:: Information shown ::

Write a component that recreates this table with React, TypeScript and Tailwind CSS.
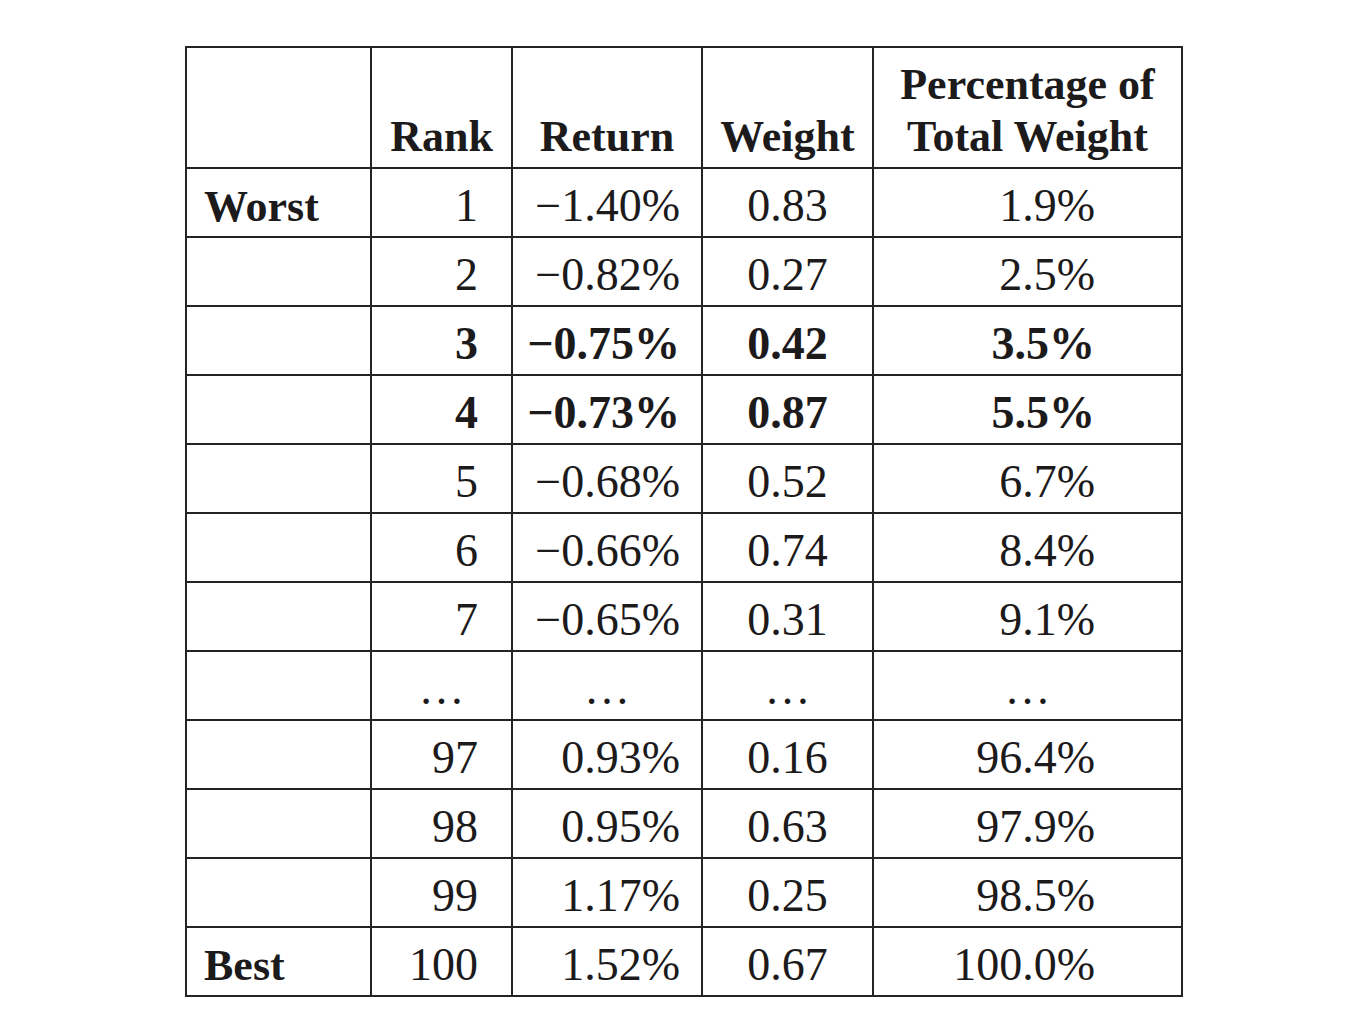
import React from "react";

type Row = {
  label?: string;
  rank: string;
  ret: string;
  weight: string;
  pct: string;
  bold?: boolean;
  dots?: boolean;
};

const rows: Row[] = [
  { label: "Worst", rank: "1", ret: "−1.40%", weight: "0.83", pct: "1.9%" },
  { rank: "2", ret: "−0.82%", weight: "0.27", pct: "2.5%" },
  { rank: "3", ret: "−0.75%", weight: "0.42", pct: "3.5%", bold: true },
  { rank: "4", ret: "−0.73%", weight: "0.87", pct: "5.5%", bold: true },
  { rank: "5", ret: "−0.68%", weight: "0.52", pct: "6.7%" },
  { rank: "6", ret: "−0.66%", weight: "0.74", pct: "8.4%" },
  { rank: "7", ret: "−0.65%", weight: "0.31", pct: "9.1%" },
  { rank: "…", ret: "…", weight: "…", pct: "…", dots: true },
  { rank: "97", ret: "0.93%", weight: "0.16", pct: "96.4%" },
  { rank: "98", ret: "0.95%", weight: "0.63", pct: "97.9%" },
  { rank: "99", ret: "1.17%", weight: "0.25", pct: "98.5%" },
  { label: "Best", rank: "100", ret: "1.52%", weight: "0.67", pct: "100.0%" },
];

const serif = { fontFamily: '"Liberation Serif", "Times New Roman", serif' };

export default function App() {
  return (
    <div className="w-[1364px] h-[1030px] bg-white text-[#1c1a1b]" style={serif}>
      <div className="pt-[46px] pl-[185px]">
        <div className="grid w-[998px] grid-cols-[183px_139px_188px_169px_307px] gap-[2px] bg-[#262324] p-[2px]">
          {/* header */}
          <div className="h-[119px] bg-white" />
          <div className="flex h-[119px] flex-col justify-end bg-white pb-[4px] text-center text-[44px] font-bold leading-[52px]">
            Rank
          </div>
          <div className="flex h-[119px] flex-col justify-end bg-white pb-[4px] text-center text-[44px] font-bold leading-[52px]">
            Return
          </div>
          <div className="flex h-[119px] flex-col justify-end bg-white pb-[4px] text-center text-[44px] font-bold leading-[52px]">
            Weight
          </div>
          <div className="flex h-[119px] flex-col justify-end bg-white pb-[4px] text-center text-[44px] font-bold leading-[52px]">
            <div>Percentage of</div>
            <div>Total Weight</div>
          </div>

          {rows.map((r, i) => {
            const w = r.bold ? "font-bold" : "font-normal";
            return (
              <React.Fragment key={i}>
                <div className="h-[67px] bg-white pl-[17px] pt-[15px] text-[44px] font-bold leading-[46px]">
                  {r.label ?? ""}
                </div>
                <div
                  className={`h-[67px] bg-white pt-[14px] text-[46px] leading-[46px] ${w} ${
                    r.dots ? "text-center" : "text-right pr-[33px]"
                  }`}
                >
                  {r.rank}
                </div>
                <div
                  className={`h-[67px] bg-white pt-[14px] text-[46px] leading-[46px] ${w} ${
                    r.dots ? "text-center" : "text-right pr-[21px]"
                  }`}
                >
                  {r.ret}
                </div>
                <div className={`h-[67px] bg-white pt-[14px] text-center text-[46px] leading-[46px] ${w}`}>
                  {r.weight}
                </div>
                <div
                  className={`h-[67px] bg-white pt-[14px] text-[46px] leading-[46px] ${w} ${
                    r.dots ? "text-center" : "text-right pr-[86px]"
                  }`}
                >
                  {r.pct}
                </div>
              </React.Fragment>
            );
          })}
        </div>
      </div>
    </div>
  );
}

:::
:: Information shown ::

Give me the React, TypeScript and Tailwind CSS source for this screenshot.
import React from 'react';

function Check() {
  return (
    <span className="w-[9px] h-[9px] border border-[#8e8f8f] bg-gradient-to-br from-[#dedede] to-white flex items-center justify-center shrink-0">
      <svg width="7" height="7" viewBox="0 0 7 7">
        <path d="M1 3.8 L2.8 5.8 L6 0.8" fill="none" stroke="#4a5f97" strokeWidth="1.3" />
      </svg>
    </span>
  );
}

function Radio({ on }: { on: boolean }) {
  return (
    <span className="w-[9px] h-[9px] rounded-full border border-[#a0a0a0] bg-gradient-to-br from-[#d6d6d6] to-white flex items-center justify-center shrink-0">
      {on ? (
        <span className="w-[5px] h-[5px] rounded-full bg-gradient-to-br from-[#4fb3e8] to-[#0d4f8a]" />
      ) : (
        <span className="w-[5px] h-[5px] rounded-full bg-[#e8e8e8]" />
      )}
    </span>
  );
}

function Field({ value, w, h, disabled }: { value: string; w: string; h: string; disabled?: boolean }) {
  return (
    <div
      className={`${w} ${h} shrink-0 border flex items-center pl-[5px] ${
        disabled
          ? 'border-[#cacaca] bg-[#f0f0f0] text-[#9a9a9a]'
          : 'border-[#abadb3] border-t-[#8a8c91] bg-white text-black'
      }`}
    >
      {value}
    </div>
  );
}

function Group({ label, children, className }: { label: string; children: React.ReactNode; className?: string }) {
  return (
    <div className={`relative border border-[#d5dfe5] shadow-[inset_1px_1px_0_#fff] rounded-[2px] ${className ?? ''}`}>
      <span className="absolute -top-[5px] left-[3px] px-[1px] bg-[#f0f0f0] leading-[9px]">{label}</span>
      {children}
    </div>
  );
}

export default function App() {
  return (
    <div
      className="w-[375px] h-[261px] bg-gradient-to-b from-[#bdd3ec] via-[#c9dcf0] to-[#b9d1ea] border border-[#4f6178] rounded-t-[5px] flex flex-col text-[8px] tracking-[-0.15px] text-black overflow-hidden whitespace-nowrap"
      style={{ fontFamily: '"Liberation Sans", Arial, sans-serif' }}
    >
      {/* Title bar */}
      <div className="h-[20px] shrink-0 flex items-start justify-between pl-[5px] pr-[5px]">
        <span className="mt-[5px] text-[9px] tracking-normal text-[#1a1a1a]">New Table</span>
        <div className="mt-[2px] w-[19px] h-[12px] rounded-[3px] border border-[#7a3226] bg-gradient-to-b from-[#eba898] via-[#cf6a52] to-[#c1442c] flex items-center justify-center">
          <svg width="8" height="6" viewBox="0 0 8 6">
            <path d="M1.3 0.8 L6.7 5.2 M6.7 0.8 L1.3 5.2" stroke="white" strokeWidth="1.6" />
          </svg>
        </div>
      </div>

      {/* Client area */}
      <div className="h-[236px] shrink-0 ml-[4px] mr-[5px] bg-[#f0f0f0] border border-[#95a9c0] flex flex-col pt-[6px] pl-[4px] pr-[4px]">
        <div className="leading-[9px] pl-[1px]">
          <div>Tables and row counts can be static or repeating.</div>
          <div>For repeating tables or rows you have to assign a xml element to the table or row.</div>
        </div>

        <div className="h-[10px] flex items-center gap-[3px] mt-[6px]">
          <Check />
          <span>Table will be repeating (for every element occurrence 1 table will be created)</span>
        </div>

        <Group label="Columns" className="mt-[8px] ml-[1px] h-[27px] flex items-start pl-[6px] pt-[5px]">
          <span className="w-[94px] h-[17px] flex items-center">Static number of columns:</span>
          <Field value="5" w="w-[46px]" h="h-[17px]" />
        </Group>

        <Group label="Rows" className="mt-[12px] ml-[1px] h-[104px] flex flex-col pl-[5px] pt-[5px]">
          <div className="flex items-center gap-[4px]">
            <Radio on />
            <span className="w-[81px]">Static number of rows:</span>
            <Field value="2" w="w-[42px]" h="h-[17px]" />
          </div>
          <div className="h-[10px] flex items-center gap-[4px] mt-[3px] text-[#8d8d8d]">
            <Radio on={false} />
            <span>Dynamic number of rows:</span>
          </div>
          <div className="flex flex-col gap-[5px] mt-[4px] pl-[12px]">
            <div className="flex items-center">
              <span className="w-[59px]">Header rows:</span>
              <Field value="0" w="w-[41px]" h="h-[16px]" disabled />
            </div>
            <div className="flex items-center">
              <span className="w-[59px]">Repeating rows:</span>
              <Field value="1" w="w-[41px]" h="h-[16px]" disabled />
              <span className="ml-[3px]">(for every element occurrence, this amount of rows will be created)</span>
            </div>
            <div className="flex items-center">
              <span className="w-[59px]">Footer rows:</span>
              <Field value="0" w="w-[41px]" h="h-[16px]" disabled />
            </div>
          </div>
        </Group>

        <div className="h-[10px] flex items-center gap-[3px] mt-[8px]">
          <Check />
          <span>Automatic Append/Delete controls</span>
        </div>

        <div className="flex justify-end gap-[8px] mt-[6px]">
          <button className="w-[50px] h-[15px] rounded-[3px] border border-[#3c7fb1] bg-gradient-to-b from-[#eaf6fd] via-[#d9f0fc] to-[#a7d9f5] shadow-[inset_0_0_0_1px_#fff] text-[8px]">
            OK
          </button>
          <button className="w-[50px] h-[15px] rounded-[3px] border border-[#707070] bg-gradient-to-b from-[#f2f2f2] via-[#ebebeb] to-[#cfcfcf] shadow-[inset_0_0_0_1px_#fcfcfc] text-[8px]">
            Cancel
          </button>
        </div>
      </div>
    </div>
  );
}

:::
:: Information shown ::

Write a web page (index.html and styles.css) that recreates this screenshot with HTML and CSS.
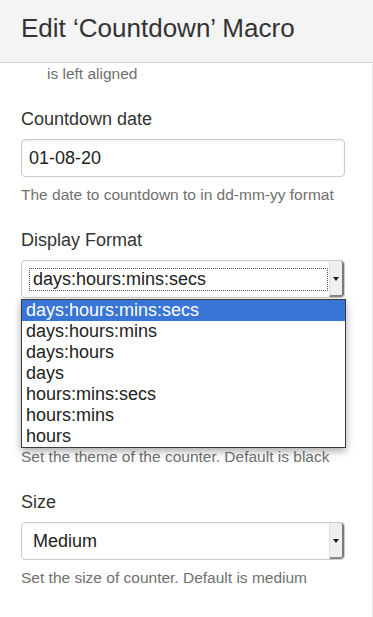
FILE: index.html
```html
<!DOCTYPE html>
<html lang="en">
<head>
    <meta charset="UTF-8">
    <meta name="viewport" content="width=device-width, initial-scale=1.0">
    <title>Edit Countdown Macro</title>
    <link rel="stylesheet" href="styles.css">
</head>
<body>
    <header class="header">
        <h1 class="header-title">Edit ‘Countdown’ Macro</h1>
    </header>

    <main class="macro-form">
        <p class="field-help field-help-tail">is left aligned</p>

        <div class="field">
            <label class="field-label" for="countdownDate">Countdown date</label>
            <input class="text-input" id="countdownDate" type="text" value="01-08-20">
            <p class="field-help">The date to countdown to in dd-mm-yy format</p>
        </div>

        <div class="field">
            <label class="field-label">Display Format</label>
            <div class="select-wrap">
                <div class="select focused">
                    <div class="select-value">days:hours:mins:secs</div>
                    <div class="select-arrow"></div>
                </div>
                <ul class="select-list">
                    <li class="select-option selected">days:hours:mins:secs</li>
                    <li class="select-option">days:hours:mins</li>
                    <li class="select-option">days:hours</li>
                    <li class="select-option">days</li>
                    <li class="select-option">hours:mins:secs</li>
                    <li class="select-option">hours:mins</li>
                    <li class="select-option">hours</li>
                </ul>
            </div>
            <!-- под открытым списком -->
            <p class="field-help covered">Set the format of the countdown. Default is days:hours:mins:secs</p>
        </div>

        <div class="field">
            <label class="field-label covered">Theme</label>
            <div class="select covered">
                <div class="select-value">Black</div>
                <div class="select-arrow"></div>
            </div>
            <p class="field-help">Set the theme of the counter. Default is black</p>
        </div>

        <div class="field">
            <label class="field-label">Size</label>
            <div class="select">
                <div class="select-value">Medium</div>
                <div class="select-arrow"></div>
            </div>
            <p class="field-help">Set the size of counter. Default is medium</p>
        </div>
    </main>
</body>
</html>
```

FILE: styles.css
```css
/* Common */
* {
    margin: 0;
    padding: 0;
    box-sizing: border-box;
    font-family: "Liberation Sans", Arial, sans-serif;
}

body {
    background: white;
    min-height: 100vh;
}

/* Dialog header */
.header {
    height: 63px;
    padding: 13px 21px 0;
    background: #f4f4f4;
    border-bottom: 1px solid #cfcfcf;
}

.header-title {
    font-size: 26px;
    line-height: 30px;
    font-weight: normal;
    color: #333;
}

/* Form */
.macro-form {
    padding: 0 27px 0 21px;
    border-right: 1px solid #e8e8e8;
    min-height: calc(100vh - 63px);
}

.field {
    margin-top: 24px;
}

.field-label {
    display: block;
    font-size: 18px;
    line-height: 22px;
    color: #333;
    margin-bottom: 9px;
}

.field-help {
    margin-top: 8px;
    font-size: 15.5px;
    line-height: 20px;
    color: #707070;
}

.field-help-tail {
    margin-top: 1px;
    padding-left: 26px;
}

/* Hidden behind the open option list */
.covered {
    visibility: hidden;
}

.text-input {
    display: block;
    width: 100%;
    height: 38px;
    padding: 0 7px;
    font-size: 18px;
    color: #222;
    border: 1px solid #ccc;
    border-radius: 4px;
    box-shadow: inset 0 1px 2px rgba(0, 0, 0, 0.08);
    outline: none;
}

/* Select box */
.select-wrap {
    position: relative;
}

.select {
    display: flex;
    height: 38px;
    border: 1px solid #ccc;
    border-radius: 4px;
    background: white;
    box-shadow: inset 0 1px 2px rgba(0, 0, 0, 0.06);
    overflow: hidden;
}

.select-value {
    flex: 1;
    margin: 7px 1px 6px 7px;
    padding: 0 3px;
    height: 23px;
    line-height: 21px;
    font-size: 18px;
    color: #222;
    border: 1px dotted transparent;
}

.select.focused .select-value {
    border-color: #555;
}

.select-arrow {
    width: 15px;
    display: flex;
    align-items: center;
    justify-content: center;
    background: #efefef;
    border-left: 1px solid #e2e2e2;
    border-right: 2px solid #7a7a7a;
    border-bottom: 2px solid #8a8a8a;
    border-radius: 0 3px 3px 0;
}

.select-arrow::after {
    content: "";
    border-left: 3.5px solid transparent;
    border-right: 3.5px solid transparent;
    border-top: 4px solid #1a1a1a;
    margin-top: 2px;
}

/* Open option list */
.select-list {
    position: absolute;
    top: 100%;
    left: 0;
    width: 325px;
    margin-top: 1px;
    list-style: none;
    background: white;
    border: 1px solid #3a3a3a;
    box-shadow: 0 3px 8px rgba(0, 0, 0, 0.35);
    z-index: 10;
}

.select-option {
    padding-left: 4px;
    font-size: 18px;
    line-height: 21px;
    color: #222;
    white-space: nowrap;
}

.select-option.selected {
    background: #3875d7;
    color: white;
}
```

:::

Gather from the entries above all lines that include the string "Write".

• _Answer to this problem_:
Write a component that recreates this table with React, TypeScript and Tailwind CSS.
Write a web page (index.html and styles.css) that recreates this screenshot with HTML and CSS.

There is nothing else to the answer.